Here are 3 factors that could trigger a breakout in the GBPUSD:
On Thursday 1st February, the Bank of England (BoE) will meet for the first time this year to decide on interest rates. This will be accompanied by the minutes of the meeting, the quarterly Monetary Policy Report (MPR), and MPC press conference.
Markets widely expect the BoE to leave interest rates unchanged at 5.25% for a fourth straight meeting. Although there has been evidence of disinflation, hawks remain in the building with the central bank not expected to kick off its easing cycle until Summer.
Traders are currently pricing in a 60% probability of a 25-basis point cut by May 2024, with a cut by June 2024 fully priced in.
Over the United States, the Federal Reserve meeting and US jobs data could rock the dollar.
The Fed is expected to leave interest rates unchanged this week but the odd of a March rate cut has now moved to roughly 50% according to Fed Fund futures.
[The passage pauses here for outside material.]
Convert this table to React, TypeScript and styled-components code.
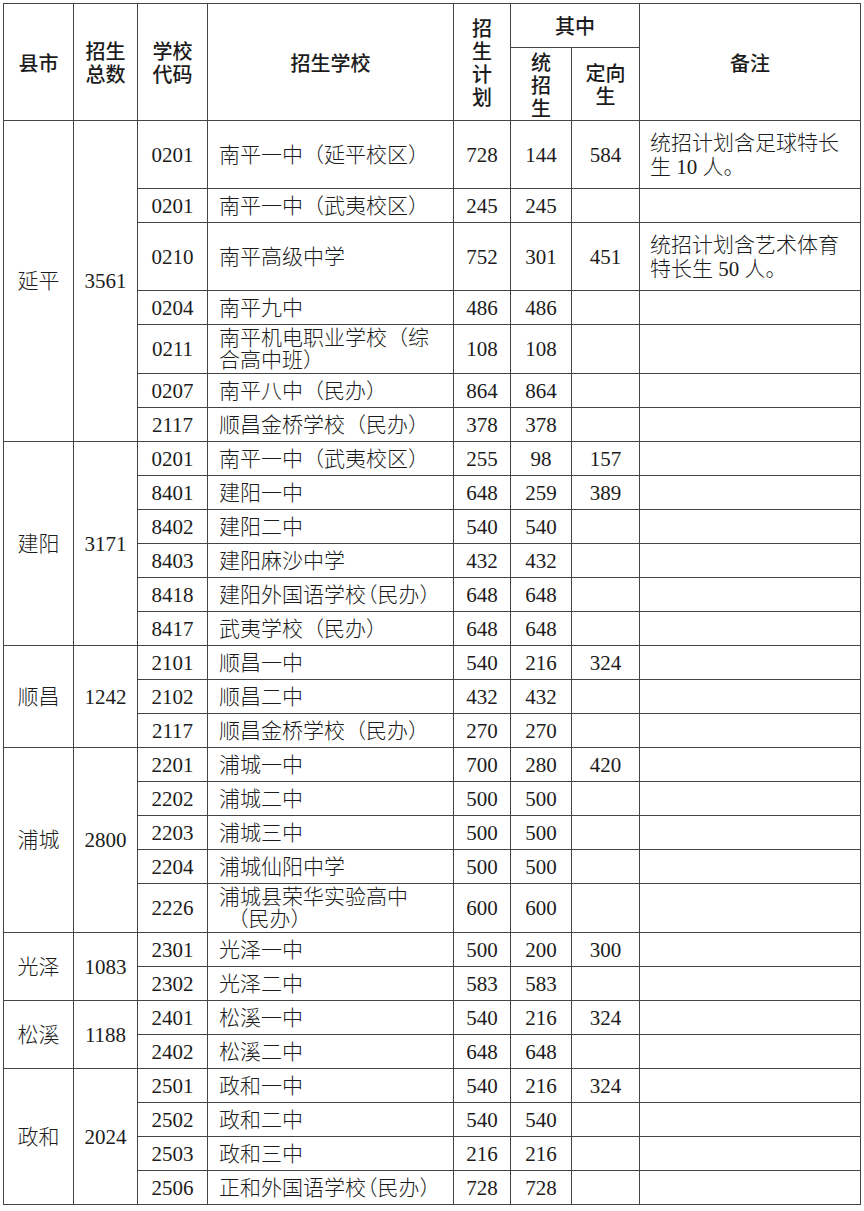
import React from "react";
import styled, { createGlobalStyle } from "styled-components";

type RowSize = "std" | "two" | "note";

type School = {
  code: string;
  name: React.ReactNode;
  plan: number;
  unified: number;
  directed?: number;
  note?: string;
  size?: RowSize;
};

type District = {
  name: string;
  total: number;
  schools: School[];
};

const GlobalStyle = createGlobalStyle`
  html, body {
    margin: 0;
    padding: 0;
    background: #fff;
  }
`;

const Page = styled.div`
  padding: 3px 0 0 3px;
  width: 864px;
  box-sizing: border-box;
`;

const Table = styled.table`
  border-collapse: collapse;
  table-layout: fixed;
  width: 857px;
  color: #1c1c1c;
  font-family: "Liberation Serif", "Noto Sans CJK SC", serif;
  font-size: 21px;
  font-weight: 300;
`;

const HeadRow = styled.tr<{ $h: number }>`
  height: ${({ $h }) => $h}px;
`;

const Th = styled.th`
  border: 1px solid #444;
  padding: 0;
  font-family: "Noto Sans CJK SC", sans-serif;
  font-weight: 500;
  font-size: 20px;
  line-height: 23px;
  text-align: center;
  vertical-align: middle;
`;

const heights: Record<RowSize, number> = { std: 34, two: 49, note: 68 };

const Row = styled.tr<{ $size: RowSize }>`
  height: ${({ $size }) => heights[$size]}px;
`;

const Cell = styled.td`
  border: 1px solid #444;
  padding: 0;
  text-align: center;
  vertical-align: middle;
  line-height: 22px;
`;

const NameCell = styled(Cell)`
  text-align: left;
  padding: 0 11px;
`;

const NoteCell = styled(Cell)`
  text-align: left;
  padding: 0 8px 0 10px;
  line-height: 24px;
`;

// word-style compressed opening bracket for the long names
const Tight = styled.span`
  margin-left: -0.45em;
`;

// keeps the full-width bracket space at the start of a wrapped line
const Lead = styled.span`
  padding-left: 0.4em;
`;

const data: District[] = [
  {
    name: "延平",
    total: 3561,
    schools: [
      { code: "0201", name: "南平一中（延平校区）", plan: 728, unified: 144, directed: 584, note: "统招计划含足球特长生 10 人。", size: "note" },
      { code: "0201", name: "南平一中（武夷校区）", plan: 245, unified: 245 },
      { code: "0210", name: "南平高级中学", plan: 752, unified: 301, directed: 451, note: "统招计划含艺术体育特长生 50 人。", size: "note" },
      { code: "0204", name: "南平九中", plan: 486, unified: 486 },
      { code: "0211", name: "南平机电职业学校（综合高中班）", plan: 108, unified: 108, size: "two" },
      { code: "0207", name: "南平八中（民办）", plan: 864, unified: 864 },
      { code: "2117", name: "顺昌金桥学校（民办）", plan: 378, unified: 378 },
    ],
  },
  {
    name: "建阳",
    total: 3171,
    schools: [
      { code: "0201", name: "南平一中（武夷校区）", plan: 255, unified: 98, directed: 157 },
      { code: "8401", name: "建阳一中", plan: 648, unified: 259, directed: 389 },
      { code: "8402", name: "建阳二中", plan: 540, unified: 540 },
      { code: "8403", name: "建阳麻沙中学", plan: 432, unified: 432 },
      { code: "8418", name: <>建阳外国语学校<Tight>（</Tight>民办）</>, plan: 648, unified: 648 },
      { code: "8417", name: "武夷学校（民办）", plan: 648, unified: 648 },
    ],
  },
  {
    name: "顺昌",
    total: 1242,
    schools: [
      { code: "2101", name: "顺昌一中", plan: 540, unified: 216, directed: 324 },
      { code: "2102", name: "顺昌二中", plan: 432, unified: 432 },
      { code: "2117", name: "顺昌金桥学校（民办）", plan: 270, unified: 270 },
    ],
  },
  {
    name: "浦城",
    total: 2800,
    schools: [
      { code: "2201", name: "浦城一中", plan: 700, unified: 280, directed: 420 },
      { code: "2202", name: "浦城二中", plan: 500, unified: 500 },
      { code: "2203", name: "浦城三中", plan: 500, unified: 500 },
      { code: "2204", name: "浦城仙阳中学", plan: 500, unified: 500 },
      { code: "2226", name: <>浦城县荣华实验高中<br /><Lead>（民办）</Lead></>, plan: 600, unified: 600, size: "two" },
    ],
  },
  {
    name: "光泽",
    total: 1083,
    schools: [
      { code: "2301", name: "光泽一中", plan: 500, unified: 200, directed: 300 },
      { code: "2302", name: "光泽二中", plan: 583, unified: 583 },
    ],
  },
  {
    name: "松溪",
    total: 1188,
    schools: [
      { code: "2401", name: "松溪一中", plan: 540, unified: 216, directed: 324 },
      { code: "2402", name: "松溪二中", plan: 648, unified: 648 },
    ],
  },
  {
    name: "政和",
    total: 2024,
    schools: [
      { code: "2501", name: "政和一中", plan: 540, unified: 216, directed: 324 },
      { code: "2502", name: "政和二中", plan: 540, unified: 540 },
      { code: "2503", name: "政和三中", plan: 216, unified: 216 },
      { code: "2506", name: <>正和外国语学校<Tight>（</Tight>民办）</>, plan: 728, unified: 728 },
    ],
  },
];

const widths = [70, 64, 70, 246, 57, 61, 68, 221];

export default function App() {
  return (
    <Page>
      <GlobalStyle />
      <Table>
        <colgroup>
          {widths.map((w, i) => (
            <col key={i} style={{ width: w }} />
          ))}
        </colgroup>
        <thead>
          <HeadRow $h={44}>
            <Th rowSpan={2}>县市</Th>
            <Th rowSpan={2}>招生<br />总数</Th>
            <Th rowSpan={2}>学校<br />代码</Th>
            <Th rowSpan={2}>招生学校</Th>
            <Th rowSpan={2}>招<br />生<br />计<br />划</Th>
            <Th colSpan={2}>其中</Th>
            <Th rowSpan={2}>备注</Th>
          </HeadRow>
          <HeadRow $h={73}>
            <Th>统<br />招<br />生</Th>
            <Th>定向<br />生</Th>
          </HeadRow>
        </thead>
        <tbody>
          {data.map((d) =>
            d.schools.map((s, i) => (
              <Row key={d.name + i} $size={s.size ?? "std"}>
                {i === 0 && (
                  <>
                    <Cell rowSpan={d.schools.length}>{d.name}</Cell>
                    <Cell rowSpan={d.schools.length}>{d.total}</Cell>
                  </>
                )}
                <Cell>{s.code}</Cell>
                <NameCell>{s.name}</NameCell>
                <Cell>{s.plan}</Cell>
                <Cell>{s.unified}</Cell>
                <Cell>{s.directed ?? ""}</Cell>
                <NoteCell>{s.note ?? ""}</NoteCell>
              </Row>
            ))
          )}
        </tbody>
      </Table>
    </Page>
  );
}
Regarding the NFP report, the US economy is expected to have created 180,000 jobs in December compared to 216,000 in the previous month. Ultimately, this combo of heavy-hitting events could translate to increased volatility for the USD – influencing the GBPUSD as a result.
The GBPUSD has entered standby mode with prices bound within a symmetrical triangle pattern.
Bulls and bears remain entangled in a fierce battle despite prices trading above the 50, 100, and 200-day SMA. Major resistance can be found at 1.2800 and support at 1.2600.